On her way into Wheeling from the West Liberty area every day, Dottie Thomas sees gas rigs, large trucks and other signs of Chesapeake Energy's drilling activities.
Thomas, director of the Ohio County Public Library, believes it is time to review information about how the Marcellus Shale natural gas rush is impacting West Virginia's Northern Panhandle. The library will host the first meeting in its "Fracking Facts" series at 7 p.m. Thursday at its 52 16th St. location in Wheeling.
"I live in the West Liberty area, where there is now a lot of drilling activity," said Thomas. "I see some of what is happening."
The program will feature members of the Wetzel County Action Group, an organization with a website - www.wcag-wv.org - highlighting some of the potential problems associated with drilling activity. The presenters will share their four years of experience with gas extraction in their neighborhoods, and how those activities have impacted their communities. The first presentation titled, "The Process," will focus on site preparation, drilling, fracking, compressor stations, traffic issues and completion.
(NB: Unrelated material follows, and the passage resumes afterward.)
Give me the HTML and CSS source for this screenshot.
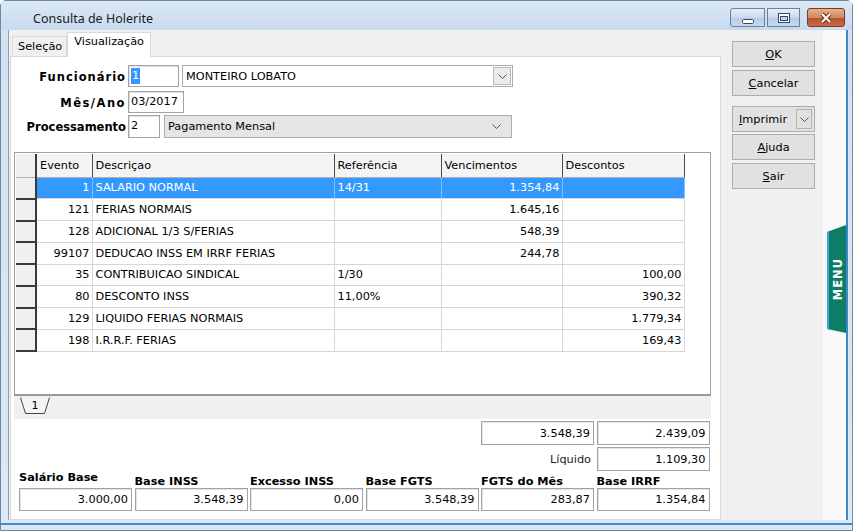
FILE: index.html
```html
<!DOCTYPE html>
<html lang="pt">
<head>
<meta charset="utf-8">
<title>Consulta de Holerite</title>
<link rel="stylesheet" href="styles.css">
</head>
<body>
<div class="window">
  <div class="titlebar">
    <span class="title">Consulta de Holerite</span>
    <div class="controls">
      <div class="cbtn min"><svg width="12" height="6" viewBox="0 0 12 6"><rect x="0.5" y="1.5" width="11" height="4" rx="1" fill="#fff" stroke="#3b4a5c"/></svg></div>
      <div class="cbtn max"><svg width="12" height="10" viewBox="0 0 12 10"><rect x="0.5" y="0.5" width="11" height="9" fill="#fff" stroke="#3b4a5c"/><rect x="2.5" y="3.5" width="7" height="4" fill="#c6d6e8" stroke="#3b4a5c"/></svg></div>
      <div class="cbtn close"><svg width="14" height="12" viewBox="0 0 14 12"><path d="M3 2 L11 10 M11 2 L3 10" stroke="#5a2a1a" stroke-width="4"/><path d="M3 2 L11 10 M11 2 L3 10" stroke="#fff" stroke-width="2.2"/></svg></div>
    </div>
  </div>
  <div class="client">
    <div class="left">
      <div class="tabs">
        <div class="tab">Seleção</div>
        <div class="tab active">Visualização</div>
      </div>
      <div class="page">
        <div class="form">
          <div class="frow r1">
            <span class="flabel l-func">Funcionário</span>
            <div class="field w-cod"><span class="selected">1</span></div>
            <div class="combo white w-nome"><span class="ctext">MONTEIRO LOBATO</span><span class="ddbtn"><svg width="9" height="5" viewBox="0 0 9 5"><path d="M0.5 0.5 L4.5 4.5 L8.5 0.5" stroke="#555" fill="none"/></svg></span></div>
          </div>
          <div class="frow r2">
            <span class="flabel l-mes">Mês/Ano</span>
            <div class="field w-mes">03/2017</div>
          </div>
          <div class="frow r3">
            <span class="flabel">Processamento</span>
            <div class="field w-proc">2</div>
            <div class="combo gray w-tipo"><span class="ctext">Pagamento Mensal</span><span class="ddplain"><svg width="9" height="5" viewBox="0 0 9 5"><path d="M0.5 0.5 L4.5 4.5 L8.5 0.5" stroke="#555" fill="none"/></svg></span></div>
          </div>
        </div>

        <div class="grid">
          <div class="gridbody">
            <table class="events">
              <colgroup>
                <col class="c-ind"><col class="c-ev"><col class="c-desc"><col class="c-ref"><col class="c-ven"><col class="c-des">
              </colgroup>
              <thead>
                <tr><th class="ind"></th><th>Evento</th><th>Descriçao</th><th>Referência</th><th>Vencimentos</th><th>Descontos</th></tr>
              </thead>
              <tbody>
                <tr class="sel"><td class="ind"></td><td class="num">1</td><td>SALARIO NORMAL</td><td>14/31</td><td class="num">1.354,84</td><td class="num"></td></tr>
                <tr><td class="ind"></td><td class="num">121</td><td>FERIAS NORMAIS</td><td></td><td class="num">1.645,16</td><td class="num"></td></tr>
                <tr><td class="ind"></td><td class="num">128</td><td>ADICIONAL 1/3 S/FERIAS</td><td></td><td class="num">548,39</td><td class="num"></td></tr>
                <tr><td class="ind"></td><td class="num">99107</td><td>DEDUCAO INSS EM IRRF FERIAS</td><td></td><td class="num">244,78</td><td class="num"></td></tr>
                <tr><td class="ind"></td><td class="num">35</td><td>CONTRIBUICAO SINDICAL</td><td>1/30</td><td class="num"></td><td class="num">100,00</td></tr>
                <tr><td class="ind"></td><td class="num">80</td><td>DESCONTO INSS</td><td>11,00%</td><td class="num"></td><td class="num">390,32</td></tr>
                <tr><td class="ind"></td><td class="num">129</td><td>LIQUIDO FERIAS NORMAIS</td><td></td><td class="num"></td><td class="num">1.779,34</td></tr>
                <tr><td class="ind"></td><td class="num">198</td><td>I.R.R.F. FERIAS</td><td></td><td class="num"></td><td class="num">169,43</td></tr>
              </tbody>
            </table>
          </div>
          <div class="gridtabs">
            <div class="ptab"><svg width="30" height="18" viewBox="0 0 30 18"><path d="M0.5 0.5 L5.5 16.5 L24.5 16.5 L29.5 0.5" fill="#f4f4f4" stroke="#444"/></svg><span class="ptab-label">1</span></div>
          </div>
        </div>

        <div class="totals">
          <div class="trow">
            <div class="box c5">3.548,39</div>
            <div class="box c6">2.439,09</div>
          </div>
          <div class="trow">
            <div class="tlabel c5">Líquido</div>
            <div class="box c6">1.109,30</div>
          </div>
          <div class="trow labels">
            <div class="blabel high">Salário Base</div>
            <div class="blabel">Base INSS</div>
            <div class="blabel">Excesso INSS</div>
            <div class="blabel">Base FGTS</div>
            <div class="blabel">FGTS do Mês</div>
            <div class="blabel">Base IRRF</div>
          </div>
          <div class="trow values">
            <div class="box">3.000,00</div>
            <div class="box">3.548,39</div>
            <div class="box">0,00</div>
            <div class="box">3.548,39</div>
            <div class="box">283,87</div>
            <div class="box">1.354,84</div>
          </div>
        </div>
      </div>
    </div>
    <div class="right">
      <div class="buttons">
        <div class="btn b-ok"><u>O</u>K</div>
        <div class="btn b-cancel"><u>C</u>ancelar</div>
        <div class="btn b-print"><span class="plabel"><u>I</u>mprimir</span><span class="pdrop"><svg width="9" height="5" viewBox="0 0 9 5"><path d="M0.5 0.5 L4.5 4.5 L8.5 0.5" stroke="#555" fill="none"/></svg></span></div>
        <div class="btn b-help"><u>A</u>juda</div>
        <div class="btn b-exit"><u>S</u>air</div>
      </div>
      <div class="strip">
        <div class="menutab"><span>MENU</span></div>
      </div>
    </div>
  </div>
  <div class="bottomline"></div>
</div>
</body>
</html>
```

FILE: styles.css
```css
* { box-sizing: border-box; }
html, body { margin: 0; padding: 0; }
body {
  width: 853px;
  height: 531px;
  overflow: hidden;
  background: #ffffff;
  font-family: "DejaVu Sans", Tahoma, sans-serif;
  font-size: 11.3px;
  color: #000;
}
.window {
  width: 853px;
  height: 531px;
  background: linear-gradient(#dbe7f4, #d3e2f2 40px, #dce8f5);
  border: 1px solid #6f879f;
  border-radius: 6px 6px 0 0;
  display: flex;
  flex-direction: column;
}
.titlebar {
  height: 29px;
  display: flex;
  align-items: center;
  background: linear-gradient(#dbe8f6, #c8daee);
}
.title {
  font-family: "Noto Sans", sans-serif;
  font-size: 12.5px;
  color: #1c1c1c;
  padding-left: 32px;
  padding-top: 5px;
  flex: 1;
}
.controls {
  display: flex;
  align-self: flex-start;
  margin-top: 7px;
  margin-right: 7px;
  gap: 2px;
}
.cbtn {
  height: 19px;
  border: 1px solid #6b7f99;
  display: flex;
  align-items: center;
  justify-content: center;
  background: linear-gradient(#e6eef8, #c9d9ec 50%, #b5cbe4 51%, #c8daee);
}
.cbtn.min { width: 35px; border-radius: 3px 0 0 3px; }
.cbtn.min svg { margin-top: 6px; }
.cbtn.max { width: 33px; }
.cbtn.close {
  width: 38px;
  margin-left: 5px;
  border-radius: 3px;
  border-color: #7a3b25;
  background: linear-gradient(#e8b08e, #d38864 50%, #b7532d 51%, #c66a45);
}
.client {
  flex: 1;
  margin-left: 7px;
  width: 840px;
  display: flex;
  background: #f0f0f0;
  border-left: 1px solid #8f9cab;
  border-right: 2px solid #3e88c9;
}
.left {
  width: 714px;
  display: flex;
  flex-direction: column;
}
.tabs {
  height: 26px;
  display: flex;
  align-items: flex-end;
  padding-left: 3px;
  position: relative;
  z-index: 1;
}
.tab {
  font-family: "DejaVu Sans", sans-serif;
  font-size: 11.3px;
  height: 20px;
  padding: 3px 4px 0 5px;
  border: 1px solid #d9d9d9;
  border-bottom: none;
  background: #f0f0f0;
  margin-bottom: 0;
}
.tab.active {
  height: 25px;
  background: #fff;
  padding: 2px 6px 0 6px;
  margin-bottom: -1px;
  border-color: #d9d9d9;
}
.page {
  flex: 1;
  margin-left: 1px;
  width: 711px;
  background: #fff;
  border: 1px solid #d9d9d9;
  display: flex;
  flex-direction: column;
}
.form {
  padding-top: 8px;
  display: flex;
  flex-direction: column;
}
.frow {
  display: flex;
  align-items: stretch;
  height: 22px;
}
.frow.r2 { margin-top: 4px; }
.frow.r3 { margin-top: 2px; height: 23px; }
.flabel {
  width: 115px;
  margin-right: 2px;
  text-align: right;
  font-weight: bold;
  font-size: 11.5px;
  align-self: center;
  padding-top: 1px;
  white-space: nowrap;
}
.l-func { letter-spacing: 1px; }
.l-mes { letter-spacing: 1.5px; }
.field {
  border: 1px solid #a3a3a3;
  box-shadow: inset 1px 1px 0 #e2e2e2;
  background: #fff;
  padding: 3px 2px 0 2px;
  white-space: nowrap;
}
.w-cod { width: 51px; }
.w-mes { width: 56px; }
.w-proc { width: 32px; }
.selected {
  background: #3399ff;
  color: #fff;
  padding: 1px 1px 2px 1px;
}
.combo {
  margin-left: 3px;
  border: 1px solid #adadad;
  display: flex;
  align-items: center;
  padding-left: 3px;
}
.combo.white { background: #fff; }
.combo.gray { background: #e5e5e5; margin-left: 4px; }
.w-nome { width: 331px; }
.w-tipo { width: 348px; }
.ctext { flex: 1; }
.ddbtn {
  width: 18px;
  height: 18px;
  margin-right: 1px;
  border: 1px solid #b9b9b9;
  background: #ececec;
  display: flex;
  align-items: center;
  justify-content: center;
}
.ddplain {
  width: 20px;
  margin-right: 5px;
  display: flex;
  justify-content: center;
}
.grid {
  margin-top: 14px;
  margin-left: 3px;
  width: 697px;
  display: flex;
  flex-direction: column;
}
.gridbody {
  height: 244px;
  background: #fff;
  border: 1px solid #a0a0a0;
  border-bottom: 2px solid #9a9a9a;
  padding: 1px 0 0 1px;
}
.events {
  border-collapse: collapse;
  table-layout: fixed;
  width: 668px;
}
.c-ind { width: 20px; }
.c-ev { width: 56px; }
.c-desc { width: 242px; }
.c-ref { width: 107px; }
.c-ven { width: 121px; }
.c-des { width: 122px; }
.events th {
  height: 23px;
  padding: 1px 3px 0 3px;
  font-weight: normal;
  text-align: left;
  background: #f4f4f4;
  border-right: 1px solid #4a4a4a;
  border-bottom: 1px solid #b0b0b0;
  white-space: nowrap;
}
.events tbody tr { height: 21.75px; }
.events td {
  padding: 0 3px;
  white-space: nowrap;
  overflow: hidden;
  border-right: 1px solid #d6d6d6;
  border-bottom: 1px solid #d6d6d6;
}
.events .ind {
  background: #f0f0f0;
  border-right: 2px solid #3a3a3a;
  border-bottom: 2px solid #3a3a3a;
  padding: 0;
}
.events th.ind { border-bottom: 1px solid #b0b0b0; }
.events td.num { text-align: right; padding-right: 2px; }
.events tr.sel td:not(.ind) {
  background: #3399ff;
  color: #fff;
  border-right-color: #80bfff;
  border-bottom-color: #d6d6d6;
}
.gridtabs {
  height: 23px;
  background: #f0f0f0;
  padding-left: 6px;
  padding-top: 1px;
}
.ptab {
  width: 30px;
  height: 18px;
  display: grid;
}
.ptab svg, .ptab-label { grid-area: 1 / 1; }
.ptab-label {
  text-align: center;
  font-size: 11px;
  padding-top: 2px;
}
.totals {
  padding-left: 8px;
  display: flex;
  flex-direction: column;
}
.trow {
  display: grid;
  grid-template-columns: repeat(6, 113px);
  column-gap: 2.5px;
  height: 24px;
  margin-top: 2px;
}
.trow.labels { height: 17px; margin-top: 0; align-items: end; }
.trow.values { height: 23px; margin-top: 0; }
.c5 { grid-column: 5; }
.c6 { grid-column: 6; }
.box {
  border: 1px solid #a3a3a3;
  box-shadow: inset 1px 1px 0 #e4e4e4;
  background: #fff;
  text-align: right;
  padding: 0 3px 0 0;
  display: flex;
  align-items: center;
  justify-content: flex-end;
}
.tlabel {
  display: flex;
  align-items: center;
  justify-content: flex-end;
  padding-right: 3px;
  color: #222;
}
.blabel {
  font-weight: bold;
  font-size: 11.3px;
  white-space: nowrap;
  padding-bottom: 0;
}
.blabel.high { padding-bottom: 4px; }
.right {
  flex: 1;
  display: flex;
}
.buttons {
  width: 100px;
  padding-top: 11px;
  padding-left: 9px;
  display: flex;
  flex-direction: column;
}
.btn {
  width: 83px;
  height: 26px;
  border: 1px solid #adadad;
  background: #e1e1e1;
  display: flex;
  align-items: center;
  justify-content: center;
}
.b-cancel { margin-top: 3px; }
.b-print { margin-top: 10px; justify-content: flex-start; padding-left: 6px; }
.b-help { margin-top: 2px; }
.b-exit { margin-top: 3px; }
.plabel { flex: 1; }
.pdrop {
  width: 16px;
  height: 20px;
  margin-right: 2px;
  border: 1px solid #b4b4b4;
  display: flex;
  align-items: center;
  justify-content: center;
}
.strip {
  flex: 1;
  background: #fafafa;
  position: relative;
}
.menutab {
  position: absolute;
  top: 195px;
  right: 0;
  width: 19px;
  height: 108px;
  background: #0d7d68;
  border-left: 2px solid #3fa3e0;
  clip-path: polygon(0 7px, 100% 0, 100% 100%, 0 calc(100% - 4px));
  display: flex;
  align-items: center;
  justify-content: center;
}
.menutab span {
  writing-mode: vertical-rl;
  transform: rotate(180deg);
  color: #fff;
  font-weight: bold;
  font-size: 11.5px;
  letter-spacing: 1px;
  font-family: "DejaVu Sans", sans-serif;
}
.bottomline {
  height: 2px;
  margin-top: 3px;
  margin-bottom: 5px;
  background: #3f8ec9;
}
```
The action group will hold a second presentation at the library at 7 p.m. May 26 titled, "Challenges and Suggestions." This program will focus on the economic, social, and environmental issues raised by activities related to gas drilling.
During its third installment, the library will welcome Dee Fulton and Duane Nichols of Frack-Check West Virginia - www.frackcheckwv.net - who will discuss their organization's activities and goals at 2 p.m. June 4.
Additional programs in the series will be announced as they are scheduled. Like all library programs, the series is free and open to the public. Call 304-232-0244 for more information. Though the library is not yet planning to have Chesapeake or other gas company representatives speak during the fracking series, Thomas said the drillers would be welcome if they decide to come.
"Our goal is to educate the public," she said. "If the gas companies approach us, we will gladly give them a chance to speak."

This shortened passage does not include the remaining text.